Wednesday, July 04, 2007

Taste test: Shamshiri on a summer evening

crusty Persian rice, left
Sometimes the best reason to try a new restaurant is when the location fits elegantly into your plans for the evening. In our case, the route last Saturday involved delivering a teenager to deepest west Glendale. I remembered from my regrettably brief tenure in Weight Watchers that Shamshiri in the same complex looked like a promising choice in that neighborhood, and Matt had never had Persian food, so voila, a plan was hatched.
Shamshiri has various locations around town -- the Glendale location has plenty of parking and a patio that's pleasant on warm nights. We started with a refreshing tomato and cucumber salad with a bracingly sour dressing -- it would have been a great foil to something oily like hummus but we didn't want to fill up too fast. I insisted Matt try fesenjan, the chicken stew made with pomegranates and crushed walnuts. Fesenjan, being a murky stew with a burnished burgundy color, doesn't photograph well, but it was delicious -- fruity without being cloying and not as oily as some versions. The fesenjan was served with a large plate of rice with the crunchy, buttery crust included, a delicacy for Persian diners. I had a chicken dish in a very mild saffron gravy (adas polo, above) served with an enormous plate of rice studded with barberries, dates, lentils and raisins. I liked the combo of tasty items in the rice, but the overall effect was a bit bland.
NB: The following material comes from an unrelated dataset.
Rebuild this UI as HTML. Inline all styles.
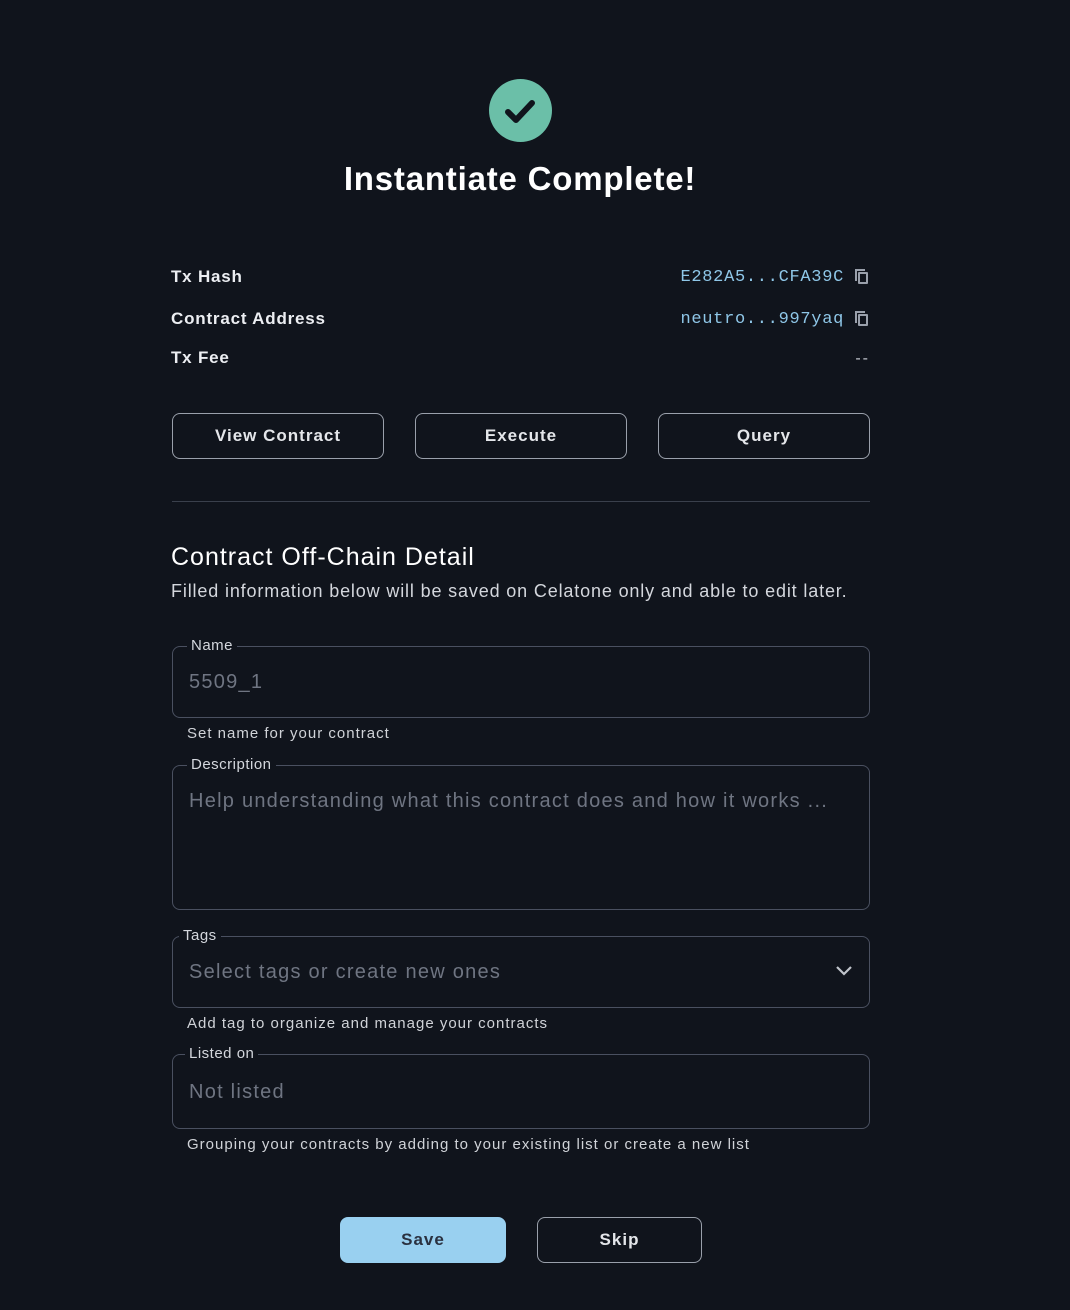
<!DOCTYPE html>
<html><head><meta charset="utf-8"><style>
*{box-sizing:border-box;margin:0;padding:0}
body{width:1070px;height:1310px;background:#10141c;font-family:"Liberation Sans",sans-serif;color:#f1f2f4;position:relative;overflow:hidden}
.a{position:absolute}
.lbl{font-size:17px;font-weight:bold;color:#eceef2;letter-spacing:0.8px}
.mono{font-family:"Liberation Mono",monospace;font-size:17px;color:#8fc7e8;letter-spacing:0.7px}
.btn{position:absolute;border:1.5px solid #9aa0ab;border-radius:8px;height:46px;display:flex;align-items:center;justify-content:center;font-weight:bold;font-size:17px;color:#e4e6ea;letter-spacing:1px}
.field{position:absolute;left:172px;width:698px;border:1px solid #4a5060;border-radius:8px}
.flab{position:absolute;top:-10px;left:14px;background:#10141c;padding:0 4px;font-size:15px;color:#d4d7dd;letter-spacing:0.5px}
.ph{position:absolute;left:16px;font-size:20px;color:#6f7582;letter-spacing:1.25px;white-space:nowrap}
.help{position:absolute;left:187px;font-size:15px;color:#d0d3d8;letter-spacing:1px}
.copy{position:absolute;width:10px;height:12px;border:2px solid #9aa0ab;border-radius:1px}
</style></head><body>
<div class="a" style="left:489px;top:79px;width:63px;height:63px;border-radius:50%;background:#6bbfa8"></div>
<svg class="a" style="left:489px;top:79px" width="63" height="63"><path d="M19 33 L27 41 L43 24" stroke="#10141c" stroke-width="6" fill="none" stroke-linecap="round" stroke-linejoin="round"/></svg>
<div class="a" style="left:0;width:1040px;top:160px;text-align:center;font-size:33px;font-weight:bold;color:#fff;letter-spacing:0.8px">Instantiate Complete!</div>

<div class="a lbl" style="left:171px;top:267px">Tx Hash</div>
<div class="a lbl" style="left:171px;top:309px">Contract Address</div>
<div class="a lbl" style="left:171px;top:348px">Tx Fee</div>
<div class="a mono" style="right:226px;top:268px">E282A5...CFA39C</div>
<div class="a mono" style="right:226px;top:310px">neutro...997yaq</div>
<div class="copy" style="left:858px;top:272px"></div><div class="a" style="left:855px;top:269px;width:2px;height:12px;background:#9aa0ab"></div><div class="a" style="left:855px;top:269px;width:10px;height:2px;background:#9aa0ab"></div>
<div class="copy" style="left:858px;top:314px"></div><div class="a" style="left:855px;top:311px;width:2px;height:12px;background:#9aa0ab"></div><div class="a" style="left:855px;top:311px;width:10px;height:2px;background:#9aa0ab"></div>
<div class="a" style="right:200px;top:350px;color:#c0c4cb;font-size:16px;letter-spacing:2px">--</div>

<div class="btn" style="left:172px;top:413px;width:212px">View Contract</div>
<div class="btn" style="left:415px;top:413px;width:212px">Execute</div>
<div class="btn" style="left:658px;top:413px;width:212px">Query</div>
<div class="a" style="left:172px;top:501px;width:698px;height:1px;background:#3a404c"></div>

<div class="a" style="left:171px;top:543px;font-size:25px;color:#fff;letter-spacing:1px">Contract Off-Chain Detail</div>
<div class="a" style="left:171px;top:581px;font-size:18px;color:#d4d7dd;letter-spacing:0.85px">Filled information below will be saved on Celatone only and able to edit later.</div>

<div class="field" style="top:646px;height:72px"><span class="flab">Name</span><span class="ph" style="top:24px">5509_1</span></div>
<div class="help" style="top:725px">Set name for your contract</div>
<div class="field" style="top:765px;height:145px"><span class="flab">Description</span><span class="ph" style="top:24px">Help understanding what this contract does and how it works ...</span></div>
<div class="field" style="top:936px;height:72px"><span class="flab" style="left:6px">Tags</span><span class="ph" style="top:24px">Select tags or create new ones</span>
<svg class="a" style="right:16px;top:28px" width="18" height="12"><path d="M2 2 L9 9 L16 2" stroke="#c0c4cb" stroke-width="2.2" fill="none"/></svg></div>
<div class="help" style="top:1015px">Add tag to organize and manage your contracts</div>
<div class="field" style="top:1054px;height:75px"><span class="flab" style="left:12px">Listed on</span><span class="ph" style="top:26px">Not listed</span></div>
<div class="help" style="top:1136px">Grouping your contracts by adding to your existing list or create a new list</div>

<div class="btn" style="left:340px;top:1217px;width:166px;background:#99d0f0;border-color:#99d0f0;color:#2a3140">Save</div>
<div class="btn" style="left:537px;top:1217px;width:165px">Skip</div>
</body></html>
It does end up being a lot of rice, so if you're carb-phobic, you might want to find some substitutions among the appetizer salads.
Most of the dishes are available in vegetarian versions, the prices are reasonable, portions are huge and the service was efficient -- so we'll definitely add Shamshiri to our list of reliable places in Glendale. It's more casual than some Persian restaurants, so it's a good stop on the way to a movie, shopping trip ...or Weight Watchers meeting!
122 W Stocker St
(818) 246-9541

1 comment:

tannaz said...

I'm glad you enjoyed Shamshiri, and it's always great to read about Persian restaurants! A tiny nitpick: adas polo is not the chicken, but rather the rice! 'Polo' is the word for any of a bunch of dishes of rice mixed with various yummy stuff -- vegetables, fruit, fresh herbs, legumes, etc. It's a word related to 'pilaf' and 'pilau', and has nothing to to with 'pollo'. 'Adas' just means lentils, so 'adas polo' is just lentil polo. At its most basic, adas polo is just rice with lentils and maybe fried onions; in our house, if you add raisins and dates, you turn it into polo keshmesh -- raisin polo.